▶ Stored data:

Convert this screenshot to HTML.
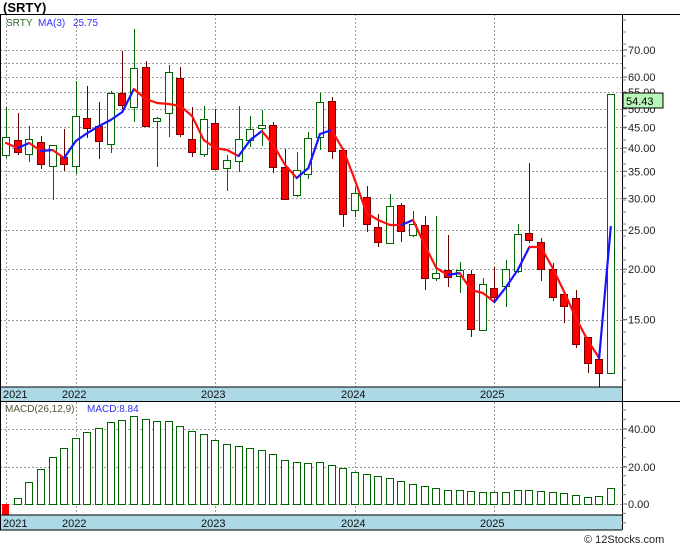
<!DOCTYPE html>
<html><head><meta charset="utf-8"><style>
html,body{margin:0;padding:0;background:#fff;}
svg{display:block;font-family:"Liberation Sans","DejaVu Sans",sans-serif;}
</style></head><body>
<svg id="s" width="680" height="546" xmlns="http://www.w3.org/2000/svg">
<rect width="680" height="546" fill="#fff"/>
<text x="3" y="12" font-size="13" font-weight="bold" fill="#000">(SRTY)</text>
<g id="grid"></g>
<g id="cand"></g>
<g id="ma"></g>
<g id="macd"></g>
<rect x="0" y="387" width="622" height="14" fill="#add8e6"/>
<line x1="0" y1="387" x2="622" y2="387" stroke="#000"/>
<line x1="0" y1="401.5" x2="680" y2="401.5" stroke="#000"/>
<rect x="0" y="515" width="622" height="15" fill="#add8e6"/>
<line x1="0" y1="515" x2="622" y2="515" stroke="#000"/>
<line x1="0" y1="530" x2="622" y2="530" stroke="#000"/>
<line x1="0" y1="14.5" x2="680" y2="14.5" stroke="#000"/>
<line x1="0.5" y1="14" x2="0.5" y2="530" stroke="#000"/>
<line x1="622.5" y1="14" x2="622.5" y2="530" stroke="#000"/>
<g font-size="11" fill="#111">
<text x="3" y="398">2021</text><text x="62" y="398">2022</text><text x="201" y="398">2023</text><text x="341" y="398">2024</text><text x="480" y="398">2025</text>
<text x="3" y="527">2021</text><text x="62" y="527">2022</text><text x="201" y="527">2023</text><text x="341" y="527">2024</text><text x="480" y="527">2025</text>
</g>
<text x="6" y="26" font-size="10" fill="#2a6a2a">SRTY</text>
<text x="38" y="26" font-size="10" fill="#3030ff">MA(3)</text>
<text x="73" y="26" font-size="10" fill="#3030ff">25.75</text>
<text x="5" y="412" font-size="10" fill="#553">MACD(26,12,9)</text>
<text x="87" y="412" font-size="10" fill="#3030ff">MACD:8.84</text>
<g id="axis" font-size="11" fill="#222"></g>
<rect x="623" y="93" width="40" height="15" fill="#b8f5b8" stroke="#000"/>
<text x="626" y="105" font-size="11" fill="#000">54.43</text>
<text x="584" y="543" font-size="11" fill="#222">© 12Stocks.com</text>
</svg>
<script>
var NS="http://www.w3.org/2000/svg";
function el(p,t,a){var e=document.createElementNS(NS,t);for(var k in a)e.setAttribute(k,a[k]);document.getElementById(p).appendChild(e);return e;}
function py(p){return 50+175*Math.log(70/p);}
[70,65,60,55,50,45,40,35,30,25,20,15].forEach(function(p){var y=Math.round(py(p))+0.5;el("grid","line",{x1:0,y1:y,x2:622,y2:y,stroke:"#999","stroke-dasharray":"2,2"});});
[429,467,504].forEach(function(y){el("grid","line",{x1:0,y1:y+0.5,x2:622,y2:y+0.5,stroke:"#999","stroke-dasharray":"2,2"});});
[6,76,215,355,494].forEach(function(x){el("grid","line",{x1:x+0.5,y1:14,x2:x+0.5,y2:530,stroke:"#999","stroke-dasharray":"2,2"});});
[70,60,55,50,45,40,35,30,25,20,15].forEach(function(p){var y=py(p);el("axis","line",{x1:622,y1:y,x2:627,y2:y,stroke:"#555"});var t=el("axis","text",{x:628,y:y+4});t.textContent=p.toFixed(2);});
for(var y=20;y<385;y+=12)el("axis","line",{x1:622,y1:y,x2:626,y2:y,stroke:"#777"});
[[40,429],[20,467],[0,504]].forEach(function(a){el("axis","line",{x1:622,y1:a[1],x2:627,y2:a[1],stroke:"#555"});var t=el("axis","text",{x:628,y:a[1]+4});t.textContent=a[0].toFixed(2);});
for(var y=410;y<530;y+=9.4)el("axis","line",{x1:622,y1:y,x2:626,y2:y,stroke:"#777"});
var C=[["g",137,155,107,158],["r",140,152,113,155],["g",139,154,126,162],["r",142,164,136,169],["g",145,166,145,200],["r",157,164,129,171],["g",116,166,81,174],["r",118,128,86,138],["r",126,141,102,159],["g",93,144,91,153],["r",93,105,51,109],["g",68,107,29,122],["r",67,126,61,127],["g",118,121,117,167],["g",72,113,65,137],["r",78,134,67,137],["r",139,152,107,157],["g",119,154,106,157],["r",123,169,109,169],["g",160,168,155,191],["g",139,161,106,172],["g",129,140,116,147],["g",125,128,110,146],["r",125,167,122,173],["r",167,199,149,200],["g",170,195,152,197],["g",138,174,132,179],["g",102,137,93,150],["r",101,151,97,159],["r",150,214,148,227],["g",193,210,187,217],["r",197,224,186,232],["r",227,242,214,247],["g",206,243,194,243],["r",205,231,203,242],["g",224,235,211,237],["r",225,278,216,290],["g",273,278,216,281],["r",270,277,235,287],["g",270,276,262,293],["r",274,329,270,337],["g",284,330,278,330],["r",288,297,267,302],["g",269,286,260,307],["g",234,271,224,273],["r",233,240,163,243],["r",242,269,238,281],["r",269,297,263,301],["r",294,306,291,323],["r",298,344,290,348],["r",337,363,337,373],["r",359,373,359,387],["g",94,373,94,373]];
function cx(i){return 6+11.63*i;}
C.forEach(function(c,i){var x=Math.round(cx(i));
 if(c[0]=="g"){el("cand","line",{x1:x+0.5,y1:c[3],x2:x+0.5,y2:c[4],stroke:"#006400"});el("cand","rect",{x:x-3.5,y:c[1]+0.5,width:7,height:c[2]-c[1],fill:"#fff",stroke:"#006400"});}
 else{el("cand","line",{x1:x+0.5,y1:c[3],x2:x+0.5,y2:c[4],stroke:"#600"});el("cand","rect",{x:x-3.5,y:c[1]+0.5,width:7,height:Math.max(c[2]-c[1],2),fill:"#f00",stroke:"#700"});}
});
var M=[143,148,143,151,150,158,141,133,126,120,112,89,99,103,104,106,116,140,148,150,156,140,131,145,165,178,168,134,130,150,180,213,220,225,225,220,245,268,275,273,290,293,302,287,270,247,247,268,292,318,340,358,227];
for(var i=1;i<M.length;i++){el("ma","line",{x1:cx(i-1),y1:M[i-1],x2:cx(i),y2:M[i],stroke:M[i]<M[i-1]?"#1515ff":"#ff1010","stroke-width":2.2,"stroke-linecap":"round"});}
var D=[0,498,482,469,457,448,438,432,428,422,420,416,419,421,421,426,431,434,440,444,446,448,450,454,460,462,463,462,465,468,472,474,476,478,481,484,486,488,490,490,491,492,492,492,490,490,491,492,493,495,497,496,488];
D.forEach(function(t,i){var x=Math.round(cx(i));
 if(i==0){el("macd","rect",{x:2,y:504,width:7,height:11,fill:"#f00"});return;}
 el("macd","rect",{x:x-3.5,y:t+0.5,width:7,height:504-t,fill:"#fff",stroke:"#006400"});});
</script>
</body></html>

▶ The task: Write out every line above exactly as it is, leaving out the pictures.

▶ Answer:
Convert this screenshot to HTML.
<!DOCTYPE html>
<html><head><meta charset="utf-8"><style>
html,body{margin:0;padding:0;background:#fff;}
svg{display:block;font-family:"Liberation Sans","DejaVu Sans",sans-serif;}
</style></head><body>
<svg id="s" width="680" height="546" xmlns="http://www.w3.org/2000/svg">
<rect width="680" height="546" fill="#fff"/>
<text x="3" y="12" font-size="13" font-weight="bold" fill="#000">(SRTY)</text>
<g id="grid"></g>
<g id="cand"></g>
<g id="ma"></g>
<g id="macd"></g>
<rect x="0" y="387" width="622" height="14" fill="#add8e6"/>
<line x1="0" y1="387" x2="622" y2="387" stroke="#000"/>
<line x1="0" y1="401.5" x2="680" y2="401.5" stroke="#000"/>
<rect x="0" y="515" width="622" height="15" fill="#add8e6"/>
<line x1="0" y1="515" x2="622" y2="515" stroke="#000"/>
<line x1="0" y1="530" x2="622" y2="530" stroke="#000"/>
<line x1="0" y1="14.5" x2="680" y2="14.5" stroke="#000"/>
<line x1="0.5" y1="14" x2="0.5" y2="530" stroke="#000"/>
<line x1="622.5" y1="14" x2="622.5" y2="530" stroke="#000"/>
<g font-size="11" fill="#111">
<text x="3" y="398">2021</text><text x="62" y="398">2022</text><text x="201" y="398">2023</text><text x="341" y="398">2024</text><text x="480" y="398">2025</text>
<text x="3" y="527">2021</text><text x="62" y="527">2022</text><text x="201" y="527">2023</text><text x="341" y="527">2024</text><text x="480" y="527">2025</text>
</g>
<text x="6" y="26" font-size="10" fill="#2a6a2a">SRTY</text>
<text x="38" y="26" font-size="10" fill="#3030ff">MA(3)</text>
<text x="73" y="26" font-size="10" fill="#3030ff">25.75</text>
<text x="5" y="412" font-size="10" fill="#553">MACD(26,12,9)</text>
<text x="87" y="412" font-size="10" fill="#3030ff">MACD:8.84</text>
<g id="axis" font-size="11" fill="#222"></g>
<rect x="623" y="93" width="40" height="15" fill="#b8f5b8" stroke="#000"/>
<text x="626" y="105" font-size="11" fill="#000">54.43</text>
<text x="584" y="543" font-size="11" fill="#222">© 12Stocks.com</text>
</svg>
<script>
var NS="http://www.w3.org/2000/svg";
function el(p,t,a){var e=document.createElementNS(NS,t);for(var k in a)e.setAttribute(k,a[k]);document.getElementById(p).appendChild(e);return e;}
function py(p){return 50+175*Math.log(70/p);}
[70,65,60,55,50,45,40,35,30,25,20,15].forEach(function(p){var y=Math.round(py(p))+0.5;el("grid","line",{x1:0,y1:y,x2:622,y2:y,stroke:"#999","stroke-dasharray":"2,2"});});
[429,467,504].forEach(function(y){el("grid","line",{x1:0,y1:y+0.5,x2:622,y2:y+0.5,stroke:"#999","stroke-dasharray":"2,2"});});
[6,76,215,355,494].forEach(function(x){el("grid","line",{x1:x+0.5,y1:14,x2:x+0.5,y2:530,stroke:"#999","stroke-dasharray":"2,2"});});
[70,60,55,50,45,40,35,30,25,20,15].forEach(function(p){var y=py(p);el("axis","line",{x1:622,y1:y,x2:627,y2:y,stroke:"#555"});var t=el("axis","text",{x:628,y:y+4});t.textContent=p.toFixed(2);});
for(var y=20;y<385;y+=12)el("axis","line",{x1:622,y1:y,x2:626,y2:y,stroke:"#777"});
[[40,429],[20,467],[0,504]].forEach(function(a){el("axis","line",{x1:622,y1:a[1],x2:627,y2:a[1],stroke:"#555"});var t=el("axis","text",{x:628,y:a[1]+4});t.textContent=a[0].toFixed(2);});
for(var y=410;y<530;y+=9.4)el("axis","line",{x1:622,y1:y,x2:626,y2:y,stroke:"#777"});
var C=[["g",137,155,107,158],["r",140,152,113,155],["g",139,154,126,162],["r",142,164,136,169],["g",145,166,145,200],["r",157,164,129,171],["g",116,166,81,174],["r",118,128,86,138],["r",126,141,102,159],["g",93,144,91,153],["r",93,105,51,109],["g",68,107,29,122],["r",67,126,61,127],["g",118,121,117,167],["g",72,113,65,137],["r",78,134,67,137],["r",139,152,107,157],["g",119,154,106,157],["r",123,169,109,169],["g",160,168,155,191],["g",139,161,106,172],["g",129,140,116,147],["g",125,128,110,146],["r",125,167,122,173],["r",167,199,149,200],["g",170,195,152,197],["g",138,174,132,179],["g",102,137,93,150],["r",101,151,97,159],["r",150,214,148,227],["g",193,210,187,217],["r",197,224,186,232],["r",227,242,214,247],["g",206,243,194,243],["r",205,231,203,242],["g",224,235,211,237],["r",225,278,216,290],["g",273,278,216,281],["r",270,277,235,287],["g",270,276,262,293],["r",274,329,270,337],["g",284,330,278,330],["r",288,297,267,302],["g",269,286,260,307],["g",234,271,224,273],["r",233,240,163,243],["r",242,269,238,281],["r",269,297,263,301],["r",294,306,291,323],["r",298,344,290,348],["r",337,363,337,373],["r",359,373,359,387],["g",94,373,94,373]];
function cx(i){return 6+11.63*i;}
C.forEach(function(c,i){var x=Math.round(cx(i));
 if(c[0]=="g"){el("cand","line",{x1:x+0.5,y1:c[3],x2:x+0.5,y2:c[4],stroke:"#006400"});el("cand","rect",{x:x-3.5,y:c[1]+0.5,width:7,height:c[2]-c[1],fill:"#fff",stroke:"#006400"});}
 else{el("cand","line",{x1:x+0.5,y1:c[3],x2:x+0.5,y2:c[4],stroke:"#600"});el("cand","rect",{x:x-3.5,y:c[1]+0.5,width:7,height:Math.max(c[2]-c[1],2),fill:"#f00",stroke:"#700"});}
});
var M=[143,148,143,151,150,158,141,133,126,120,112,89,99,103,104,106,116,140,148,150,156,140,131,145,165,178,168,134,130,150,180,213,220,225,225,220,245,268,275,273,290,293,302,287,270,247,247,268,292,318,340,358,227];
for(var i=1;i<M.length;i++){el("ma","line",{x1:cx(i-1),y1:M[i-1],x2:cx(i),y2:M[i],stroke:M[i]<M[i-1]?"#1515ff":"#ff1010","stroke-width":2.2,"stroke-linecap":"round"});}
var D=[0,498,482,469,457,448,438,432,428,422,420,416,419,421,421,426,431,434,440,444,446,448,450,454,460,462,463,462,465,468,472,474,476,478,481,484,486,488,490,490,491,492,492,492,490,490,491,492,493,495,497,496,488];
D.forEach(function(t,i){var x=Math.round(cx(i));
 if(i==0){el("macd","rect",{x:2,y:504,width:7,height:11,fill:"#f00"});return;}
 el("macd","rect",{x:x-3.5,y:t+0.5,width:7,height:504-t,fill:"#fff",stroke:"#006400"});});
</script>
</body></html>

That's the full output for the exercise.